-- Description of the task --
All lines in which the word "index" occurs are to be extracted.
——
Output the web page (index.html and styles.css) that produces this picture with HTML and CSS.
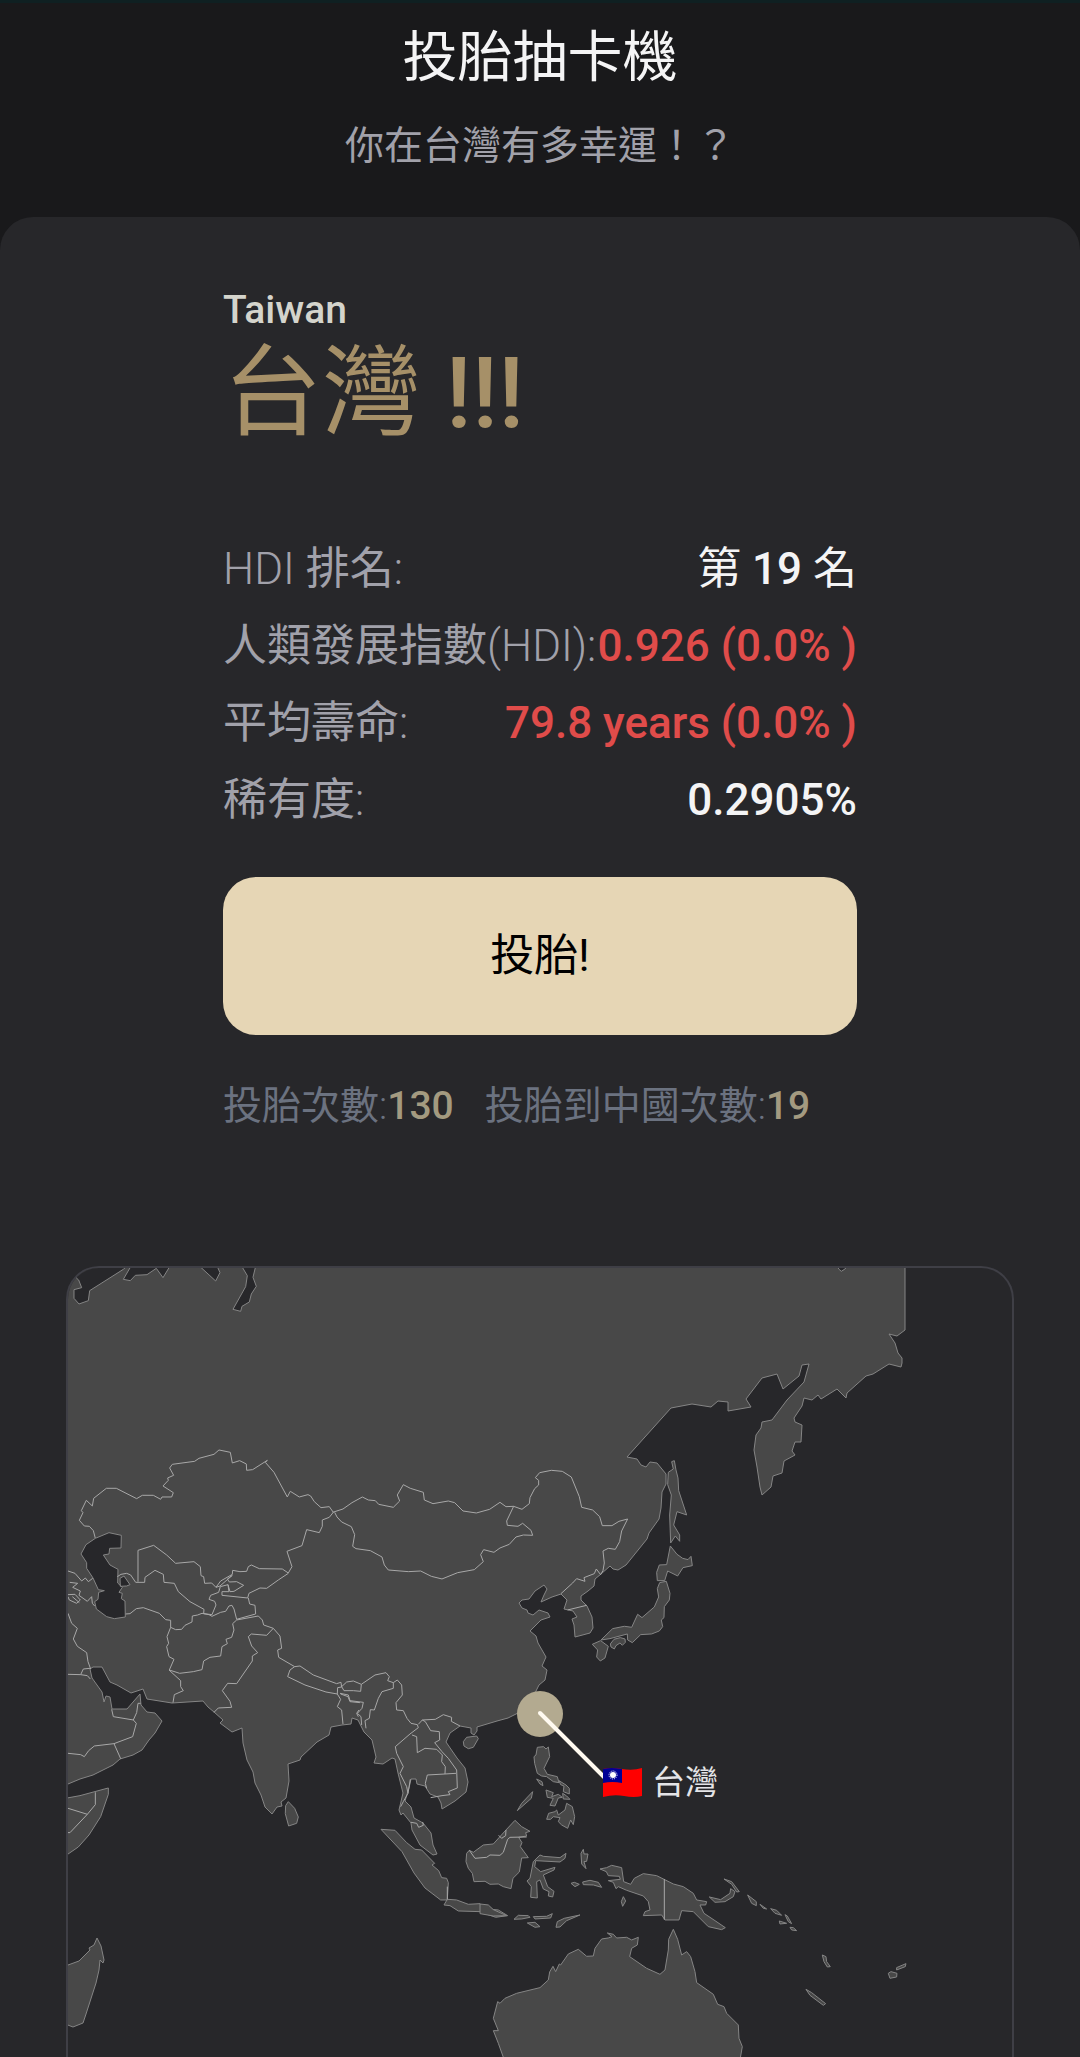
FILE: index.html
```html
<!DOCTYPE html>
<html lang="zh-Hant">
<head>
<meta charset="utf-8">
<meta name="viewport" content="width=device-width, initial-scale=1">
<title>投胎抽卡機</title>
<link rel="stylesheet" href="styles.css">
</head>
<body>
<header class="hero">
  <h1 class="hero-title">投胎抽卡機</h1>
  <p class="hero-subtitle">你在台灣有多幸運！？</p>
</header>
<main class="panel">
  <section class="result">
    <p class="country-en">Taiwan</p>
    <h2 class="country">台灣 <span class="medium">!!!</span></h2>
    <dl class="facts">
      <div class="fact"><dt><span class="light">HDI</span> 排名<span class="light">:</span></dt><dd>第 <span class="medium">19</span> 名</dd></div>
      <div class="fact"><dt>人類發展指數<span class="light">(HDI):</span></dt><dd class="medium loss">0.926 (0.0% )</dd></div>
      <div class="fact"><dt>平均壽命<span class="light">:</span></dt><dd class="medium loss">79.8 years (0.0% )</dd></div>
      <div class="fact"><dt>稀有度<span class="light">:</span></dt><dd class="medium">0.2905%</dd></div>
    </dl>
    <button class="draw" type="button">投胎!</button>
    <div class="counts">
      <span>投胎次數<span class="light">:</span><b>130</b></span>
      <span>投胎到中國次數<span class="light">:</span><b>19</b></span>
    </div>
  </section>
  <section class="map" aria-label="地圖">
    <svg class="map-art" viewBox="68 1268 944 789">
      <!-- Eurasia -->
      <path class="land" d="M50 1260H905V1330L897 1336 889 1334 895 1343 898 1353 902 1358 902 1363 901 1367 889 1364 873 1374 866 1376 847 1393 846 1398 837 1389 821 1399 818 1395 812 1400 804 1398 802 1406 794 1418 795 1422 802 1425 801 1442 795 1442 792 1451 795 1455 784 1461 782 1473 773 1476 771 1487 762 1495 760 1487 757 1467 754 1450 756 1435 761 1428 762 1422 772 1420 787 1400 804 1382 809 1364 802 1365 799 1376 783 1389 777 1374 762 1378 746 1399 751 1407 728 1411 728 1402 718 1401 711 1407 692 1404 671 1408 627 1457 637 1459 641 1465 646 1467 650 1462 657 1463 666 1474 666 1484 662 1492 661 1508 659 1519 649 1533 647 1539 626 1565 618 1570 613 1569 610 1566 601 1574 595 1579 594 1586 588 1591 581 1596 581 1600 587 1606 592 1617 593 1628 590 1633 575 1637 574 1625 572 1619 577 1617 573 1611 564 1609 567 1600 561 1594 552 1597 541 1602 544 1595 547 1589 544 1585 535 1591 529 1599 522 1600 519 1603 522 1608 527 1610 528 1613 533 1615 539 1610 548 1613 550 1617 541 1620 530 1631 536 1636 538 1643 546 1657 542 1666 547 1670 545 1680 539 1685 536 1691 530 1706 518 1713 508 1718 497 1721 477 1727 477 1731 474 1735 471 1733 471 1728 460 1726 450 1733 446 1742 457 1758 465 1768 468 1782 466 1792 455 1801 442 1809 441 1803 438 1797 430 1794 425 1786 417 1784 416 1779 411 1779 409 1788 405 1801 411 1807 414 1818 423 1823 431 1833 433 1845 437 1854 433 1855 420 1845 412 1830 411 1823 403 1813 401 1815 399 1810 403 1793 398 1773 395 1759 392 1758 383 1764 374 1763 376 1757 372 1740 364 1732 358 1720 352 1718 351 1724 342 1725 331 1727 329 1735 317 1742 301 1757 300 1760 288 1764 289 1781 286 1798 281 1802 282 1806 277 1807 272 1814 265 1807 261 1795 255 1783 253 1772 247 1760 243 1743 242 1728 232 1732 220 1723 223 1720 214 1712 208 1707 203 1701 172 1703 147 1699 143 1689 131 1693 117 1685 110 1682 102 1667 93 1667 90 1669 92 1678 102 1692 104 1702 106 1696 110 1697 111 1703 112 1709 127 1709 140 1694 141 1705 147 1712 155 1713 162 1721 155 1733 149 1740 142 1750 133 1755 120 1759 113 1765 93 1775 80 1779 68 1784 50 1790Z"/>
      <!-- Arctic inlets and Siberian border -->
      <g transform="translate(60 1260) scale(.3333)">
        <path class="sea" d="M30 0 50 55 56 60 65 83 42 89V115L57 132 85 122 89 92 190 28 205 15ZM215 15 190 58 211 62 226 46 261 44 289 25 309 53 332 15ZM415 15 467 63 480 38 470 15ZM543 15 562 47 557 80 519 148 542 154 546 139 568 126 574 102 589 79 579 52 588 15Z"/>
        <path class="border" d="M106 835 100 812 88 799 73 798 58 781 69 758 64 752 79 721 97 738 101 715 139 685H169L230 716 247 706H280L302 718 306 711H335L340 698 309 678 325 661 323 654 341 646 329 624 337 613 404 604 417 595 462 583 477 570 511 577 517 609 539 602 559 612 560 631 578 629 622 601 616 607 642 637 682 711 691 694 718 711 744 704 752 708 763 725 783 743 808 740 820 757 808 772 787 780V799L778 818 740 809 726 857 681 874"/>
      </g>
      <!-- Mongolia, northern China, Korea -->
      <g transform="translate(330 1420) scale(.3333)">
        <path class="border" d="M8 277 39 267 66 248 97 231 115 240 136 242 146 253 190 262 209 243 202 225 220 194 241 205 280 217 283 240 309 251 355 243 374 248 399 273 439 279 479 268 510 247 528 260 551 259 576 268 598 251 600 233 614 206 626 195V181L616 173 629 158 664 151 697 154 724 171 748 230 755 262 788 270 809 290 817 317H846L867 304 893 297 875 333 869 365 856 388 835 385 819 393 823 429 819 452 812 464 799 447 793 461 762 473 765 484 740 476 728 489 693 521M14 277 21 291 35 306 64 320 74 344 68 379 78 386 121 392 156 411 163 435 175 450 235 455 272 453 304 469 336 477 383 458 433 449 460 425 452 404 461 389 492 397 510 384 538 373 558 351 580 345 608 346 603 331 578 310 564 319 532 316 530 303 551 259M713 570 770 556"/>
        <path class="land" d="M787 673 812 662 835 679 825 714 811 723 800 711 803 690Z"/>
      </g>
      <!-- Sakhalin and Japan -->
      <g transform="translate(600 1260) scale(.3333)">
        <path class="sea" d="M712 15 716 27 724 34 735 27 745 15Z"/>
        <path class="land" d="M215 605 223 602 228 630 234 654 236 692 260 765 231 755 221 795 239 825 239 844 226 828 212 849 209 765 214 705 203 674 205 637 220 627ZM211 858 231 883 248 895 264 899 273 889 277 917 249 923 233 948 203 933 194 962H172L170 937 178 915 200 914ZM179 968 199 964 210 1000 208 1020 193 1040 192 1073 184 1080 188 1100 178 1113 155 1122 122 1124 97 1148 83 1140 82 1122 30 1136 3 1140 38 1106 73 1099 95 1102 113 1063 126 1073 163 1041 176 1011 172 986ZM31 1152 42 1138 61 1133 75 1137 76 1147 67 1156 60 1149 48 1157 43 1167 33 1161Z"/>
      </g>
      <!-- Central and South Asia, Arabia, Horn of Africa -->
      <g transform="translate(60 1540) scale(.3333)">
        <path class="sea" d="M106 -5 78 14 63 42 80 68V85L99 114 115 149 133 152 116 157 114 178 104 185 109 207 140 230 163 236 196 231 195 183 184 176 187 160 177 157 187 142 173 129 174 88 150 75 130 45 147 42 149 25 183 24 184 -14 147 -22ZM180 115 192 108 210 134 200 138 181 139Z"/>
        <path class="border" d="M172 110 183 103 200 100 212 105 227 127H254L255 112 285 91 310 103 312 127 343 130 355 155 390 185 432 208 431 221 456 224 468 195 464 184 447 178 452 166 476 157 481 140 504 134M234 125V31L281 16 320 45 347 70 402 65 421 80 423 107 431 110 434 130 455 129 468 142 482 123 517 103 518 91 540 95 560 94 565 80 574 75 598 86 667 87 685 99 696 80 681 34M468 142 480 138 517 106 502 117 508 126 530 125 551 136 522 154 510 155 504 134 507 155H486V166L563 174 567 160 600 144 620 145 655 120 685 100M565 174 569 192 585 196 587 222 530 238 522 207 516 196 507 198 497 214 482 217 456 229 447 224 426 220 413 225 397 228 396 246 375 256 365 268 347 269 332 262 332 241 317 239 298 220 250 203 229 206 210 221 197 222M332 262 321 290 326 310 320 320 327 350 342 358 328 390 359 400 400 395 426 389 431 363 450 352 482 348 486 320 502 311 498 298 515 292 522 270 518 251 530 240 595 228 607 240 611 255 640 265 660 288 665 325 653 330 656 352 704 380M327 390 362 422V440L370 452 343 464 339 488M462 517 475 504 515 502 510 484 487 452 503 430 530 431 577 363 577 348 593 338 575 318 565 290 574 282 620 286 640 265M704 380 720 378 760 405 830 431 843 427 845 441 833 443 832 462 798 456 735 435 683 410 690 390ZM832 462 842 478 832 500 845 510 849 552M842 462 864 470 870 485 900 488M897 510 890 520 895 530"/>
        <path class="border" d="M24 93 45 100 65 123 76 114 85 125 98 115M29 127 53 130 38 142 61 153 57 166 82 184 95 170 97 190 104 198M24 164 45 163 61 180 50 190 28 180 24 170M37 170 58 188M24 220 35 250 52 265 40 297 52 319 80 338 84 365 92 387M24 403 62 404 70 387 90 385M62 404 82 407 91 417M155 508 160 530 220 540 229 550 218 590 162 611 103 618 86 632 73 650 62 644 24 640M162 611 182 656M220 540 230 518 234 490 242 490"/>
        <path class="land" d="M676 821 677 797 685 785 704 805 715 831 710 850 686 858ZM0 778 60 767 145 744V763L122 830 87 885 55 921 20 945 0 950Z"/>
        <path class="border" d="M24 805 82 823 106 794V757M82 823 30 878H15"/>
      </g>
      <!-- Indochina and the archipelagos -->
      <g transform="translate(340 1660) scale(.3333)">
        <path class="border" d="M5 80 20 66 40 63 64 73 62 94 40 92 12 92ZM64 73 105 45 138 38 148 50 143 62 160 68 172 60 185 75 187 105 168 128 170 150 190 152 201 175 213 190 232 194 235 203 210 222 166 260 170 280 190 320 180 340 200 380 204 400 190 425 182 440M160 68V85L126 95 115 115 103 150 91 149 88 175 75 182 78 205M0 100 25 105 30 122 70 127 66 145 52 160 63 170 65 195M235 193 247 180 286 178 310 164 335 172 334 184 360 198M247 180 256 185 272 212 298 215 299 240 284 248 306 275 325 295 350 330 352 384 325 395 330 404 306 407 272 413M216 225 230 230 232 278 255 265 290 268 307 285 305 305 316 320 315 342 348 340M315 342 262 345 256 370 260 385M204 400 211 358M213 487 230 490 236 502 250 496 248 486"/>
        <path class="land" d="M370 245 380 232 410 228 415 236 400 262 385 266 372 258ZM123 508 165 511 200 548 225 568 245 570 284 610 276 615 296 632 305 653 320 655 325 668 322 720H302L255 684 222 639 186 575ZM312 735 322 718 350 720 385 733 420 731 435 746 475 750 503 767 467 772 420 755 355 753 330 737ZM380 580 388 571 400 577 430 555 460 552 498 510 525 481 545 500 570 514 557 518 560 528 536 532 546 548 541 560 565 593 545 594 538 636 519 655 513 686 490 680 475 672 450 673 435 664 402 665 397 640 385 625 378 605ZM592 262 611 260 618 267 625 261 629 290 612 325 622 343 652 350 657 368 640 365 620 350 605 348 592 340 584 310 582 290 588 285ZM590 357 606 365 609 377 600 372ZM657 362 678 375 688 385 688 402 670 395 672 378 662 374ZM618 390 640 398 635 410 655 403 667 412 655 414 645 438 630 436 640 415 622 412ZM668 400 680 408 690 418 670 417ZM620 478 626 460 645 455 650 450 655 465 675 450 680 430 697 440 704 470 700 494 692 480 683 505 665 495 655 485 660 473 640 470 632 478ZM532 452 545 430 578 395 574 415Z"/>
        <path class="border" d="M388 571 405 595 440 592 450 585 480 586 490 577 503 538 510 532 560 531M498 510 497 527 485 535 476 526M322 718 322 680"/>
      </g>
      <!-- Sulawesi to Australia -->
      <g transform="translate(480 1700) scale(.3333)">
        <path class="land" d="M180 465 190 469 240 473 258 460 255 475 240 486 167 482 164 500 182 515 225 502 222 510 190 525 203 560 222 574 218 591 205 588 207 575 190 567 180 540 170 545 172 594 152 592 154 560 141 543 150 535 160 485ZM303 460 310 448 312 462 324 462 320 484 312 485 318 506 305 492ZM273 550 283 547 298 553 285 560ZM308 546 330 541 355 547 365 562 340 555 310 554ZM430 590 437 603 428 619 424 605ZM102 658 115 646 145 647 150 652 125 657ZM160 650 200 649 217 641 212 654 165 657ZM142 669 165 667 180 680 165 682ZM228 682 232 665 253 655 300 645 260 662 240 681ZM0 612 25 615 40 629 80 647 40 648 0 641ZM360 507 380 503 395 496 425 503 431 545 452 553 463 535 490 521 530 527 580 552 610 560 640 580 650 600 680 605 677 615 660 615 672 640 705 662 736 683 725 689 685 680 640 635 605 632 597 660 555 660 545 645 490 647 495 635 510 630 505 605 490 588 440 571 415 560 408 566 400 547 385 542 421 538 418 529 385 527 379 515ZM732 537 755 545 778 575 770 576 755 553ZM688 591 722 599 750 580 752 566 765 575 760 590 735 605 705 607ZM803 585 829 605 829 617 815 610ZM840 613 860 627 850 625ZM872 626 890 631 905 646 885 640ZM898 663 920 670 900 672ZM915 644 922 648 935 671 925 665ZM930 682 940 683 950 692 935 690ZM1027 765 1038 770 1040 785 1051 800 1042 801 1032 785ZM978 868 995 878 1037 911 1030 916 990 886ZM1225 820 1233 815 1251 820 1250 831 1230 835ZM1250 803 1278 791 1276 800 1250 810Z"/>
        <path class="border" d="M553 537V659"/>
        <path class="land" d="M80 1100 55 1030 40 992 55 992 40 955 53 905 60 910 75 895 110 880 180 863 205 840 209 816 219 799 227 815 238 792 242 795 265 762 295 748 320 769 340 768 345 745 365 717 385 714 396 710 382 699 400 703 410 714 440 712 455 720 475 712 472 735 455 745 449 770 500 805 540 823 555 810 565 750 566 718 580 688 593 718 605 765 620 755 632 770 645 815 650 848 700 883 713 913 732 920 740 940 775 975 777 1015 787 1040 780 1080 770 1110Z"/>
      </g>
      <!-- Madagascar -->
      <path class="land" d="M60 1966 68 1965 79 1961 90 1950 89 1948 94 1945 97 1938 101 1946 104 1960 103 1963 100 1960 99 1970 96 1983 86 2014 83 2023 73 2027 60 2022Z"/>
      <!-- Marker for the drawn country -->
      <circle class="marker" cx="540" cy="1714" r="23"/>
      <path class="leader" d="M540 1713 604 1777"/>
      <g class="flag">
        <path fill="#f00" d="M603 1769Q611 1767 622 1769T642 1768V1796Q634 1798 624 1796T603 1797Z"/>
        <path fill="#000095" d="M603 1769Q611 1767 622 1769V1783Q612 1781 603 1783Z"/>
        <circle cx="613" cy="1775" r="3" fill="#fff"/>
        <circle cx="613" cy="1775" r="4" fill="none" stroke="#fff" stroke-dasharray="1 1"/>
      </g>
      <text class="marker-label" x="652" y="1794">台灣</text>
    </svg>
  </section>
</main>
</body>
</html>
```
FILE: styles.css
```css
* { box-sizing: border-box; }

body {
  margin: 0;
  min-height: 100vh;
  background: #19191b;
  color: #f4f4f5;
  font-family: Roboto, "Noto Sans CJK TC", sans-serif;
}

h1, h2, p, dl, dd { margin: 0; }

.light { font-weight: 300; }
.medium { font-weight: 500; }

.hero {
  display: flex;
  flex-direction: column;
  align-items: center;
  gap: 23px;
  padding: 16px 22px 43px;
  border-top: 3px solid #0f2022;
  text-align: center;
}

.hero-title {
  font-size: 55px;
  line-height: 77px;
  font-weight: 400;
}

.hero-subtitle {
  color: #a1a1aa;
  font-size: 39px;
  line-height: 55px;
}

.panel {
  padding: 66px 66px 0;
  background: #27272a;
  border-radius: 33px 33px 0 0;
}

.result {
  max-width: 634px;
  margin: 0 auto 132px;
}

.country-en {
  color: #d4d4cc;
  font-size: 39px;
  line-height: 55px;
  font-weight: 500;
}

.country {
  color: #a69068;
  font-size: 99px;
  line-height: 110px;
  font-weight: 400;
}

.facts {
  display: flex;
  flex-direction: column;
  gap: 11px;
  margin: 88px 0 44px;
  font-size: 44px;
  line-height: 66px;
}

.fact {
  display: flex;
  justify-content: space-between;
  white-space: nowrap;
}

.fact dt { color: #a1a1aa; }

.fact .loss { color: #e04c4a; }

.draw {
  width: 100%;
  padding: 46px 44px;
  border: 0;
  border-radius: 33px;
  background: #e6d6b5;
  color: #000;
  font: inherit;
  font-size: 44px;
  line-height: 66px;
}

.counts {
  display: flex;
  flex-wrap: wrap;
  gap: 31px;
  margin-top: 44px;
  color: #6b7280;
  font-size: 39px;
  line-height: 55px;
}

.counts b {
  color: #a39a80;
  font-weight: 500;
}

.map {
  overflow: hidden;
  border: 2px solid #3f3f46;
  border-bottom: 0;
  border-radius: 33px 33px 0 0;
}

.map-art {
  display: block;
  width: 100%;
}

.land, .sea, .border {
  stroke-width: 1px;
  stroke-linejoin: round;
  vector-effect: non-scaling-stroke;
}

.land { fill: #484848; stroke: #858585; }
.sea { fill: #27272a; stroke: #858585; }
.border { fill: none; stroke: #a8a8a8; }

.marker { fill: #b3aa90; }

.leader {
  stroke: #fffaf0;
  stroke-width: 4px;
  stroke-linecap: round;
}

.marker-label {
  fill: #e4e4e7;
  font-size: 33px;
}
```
——
-- Written answer --
Output the web page (index.html and styles.css) that produces this picture with HTML and CSS.
FILE: index.html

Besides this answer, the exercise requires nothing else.